Your goal » Copy exactly the lines that run from the top of the listing to the line containing "const [current, setCurrent] = useState(1)", both ends included, and omit the pictures.
★ ★ ★
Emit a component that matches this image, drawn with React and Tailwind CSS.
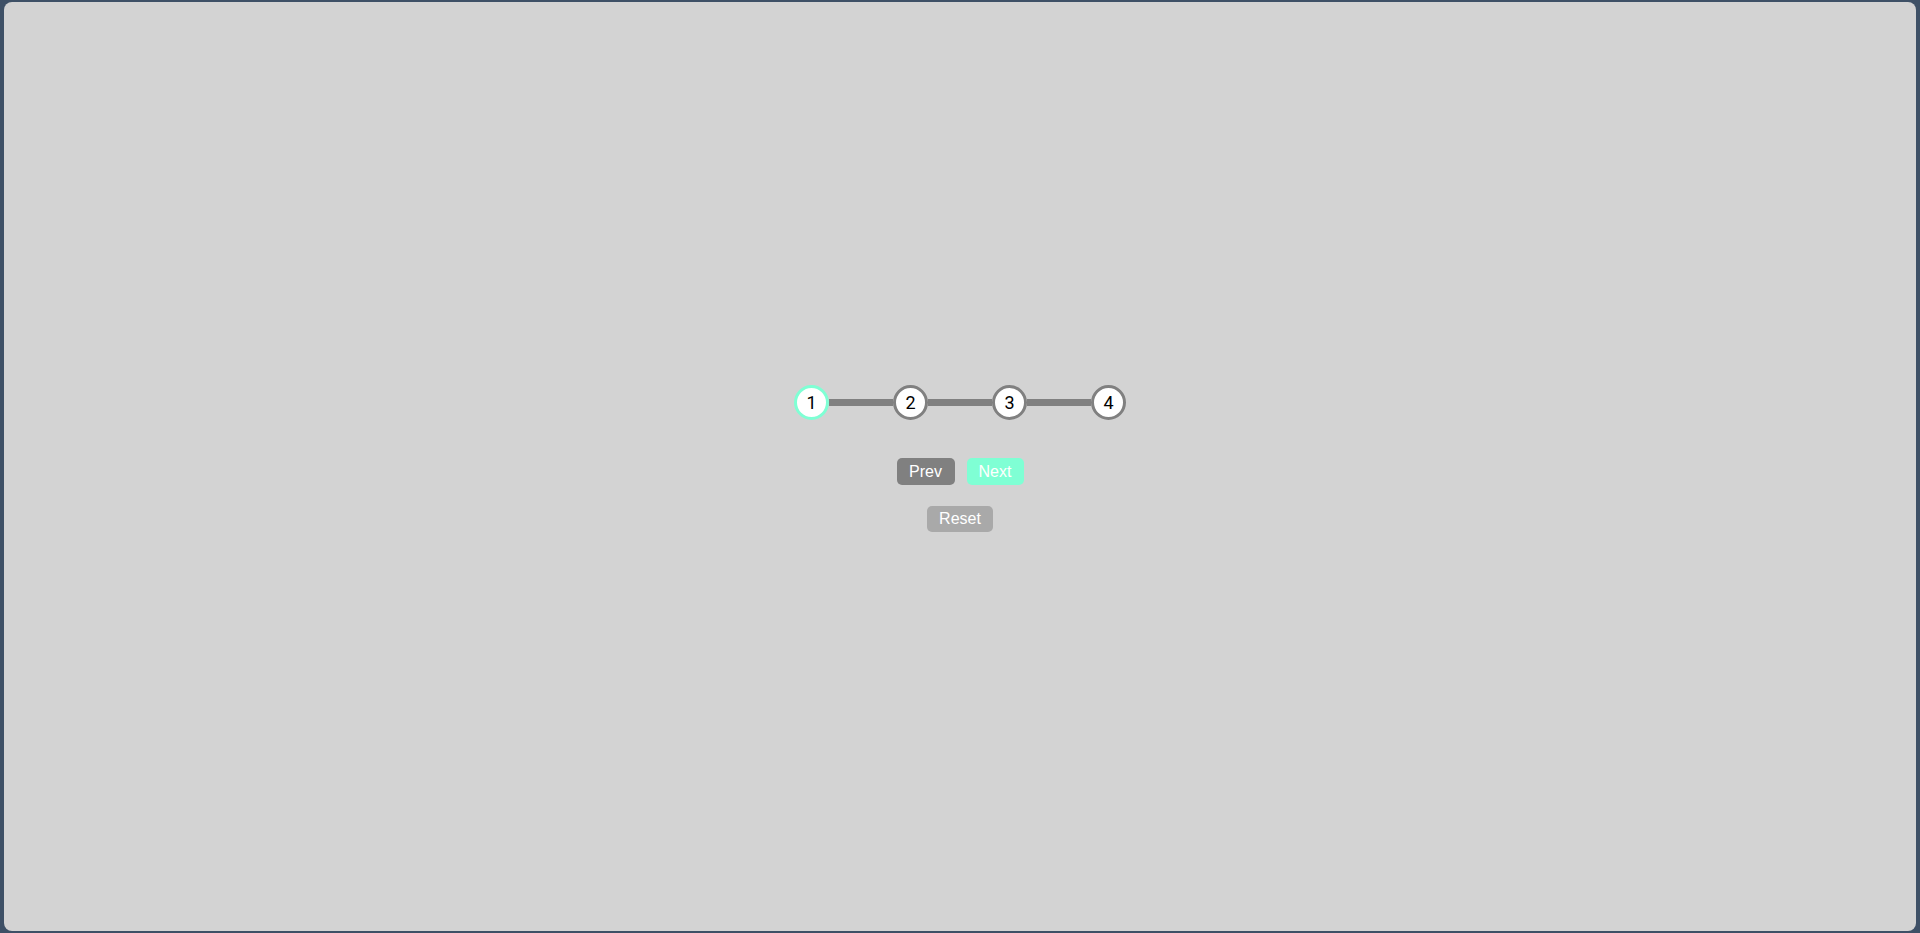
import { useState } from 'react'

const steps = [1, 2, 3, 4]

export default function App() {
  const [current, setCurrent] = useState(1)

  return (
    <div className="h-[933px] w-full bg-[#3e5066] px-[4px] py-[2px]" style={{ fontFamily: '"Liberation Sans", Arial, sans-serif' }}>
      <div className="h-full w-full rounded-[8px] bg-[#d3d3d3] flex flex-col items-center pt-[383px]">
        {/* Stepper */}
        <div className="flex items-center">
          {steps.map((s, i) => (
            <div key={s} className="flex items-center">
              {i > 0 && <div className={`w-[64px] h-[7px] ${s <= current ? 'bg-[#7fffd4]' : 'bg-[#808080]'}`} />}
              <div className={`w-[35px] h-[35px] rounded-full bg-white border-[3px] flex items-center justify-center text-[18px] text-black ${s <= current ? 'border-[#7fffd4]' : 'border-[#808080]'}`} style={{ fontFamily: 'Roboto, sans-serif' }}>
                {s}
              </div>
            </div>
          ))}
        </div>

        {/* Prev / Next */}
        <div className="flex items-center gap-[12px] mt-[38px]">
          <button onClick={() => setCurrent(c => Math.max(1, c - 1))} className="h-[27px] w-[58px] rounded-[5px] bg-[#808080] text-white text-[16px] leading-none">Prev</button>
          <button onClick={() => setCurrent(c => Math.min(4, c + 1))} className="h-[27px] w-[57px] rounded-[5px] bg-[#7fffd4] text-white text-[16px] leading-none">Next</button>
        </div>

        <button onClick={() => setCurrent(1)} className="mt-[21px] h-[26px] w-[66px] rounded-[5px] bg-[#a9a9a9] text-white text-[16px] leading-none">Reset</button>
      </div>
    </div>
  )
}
★ ★ ★
Answer to the problem »
Emit a component that matches this image, drawn with React and Tailwind CSS.
import { useState } from 'react'

const steps = [1, 2, 3, 4]

export default function App() {
  const [current, setCurrent] = useState(1)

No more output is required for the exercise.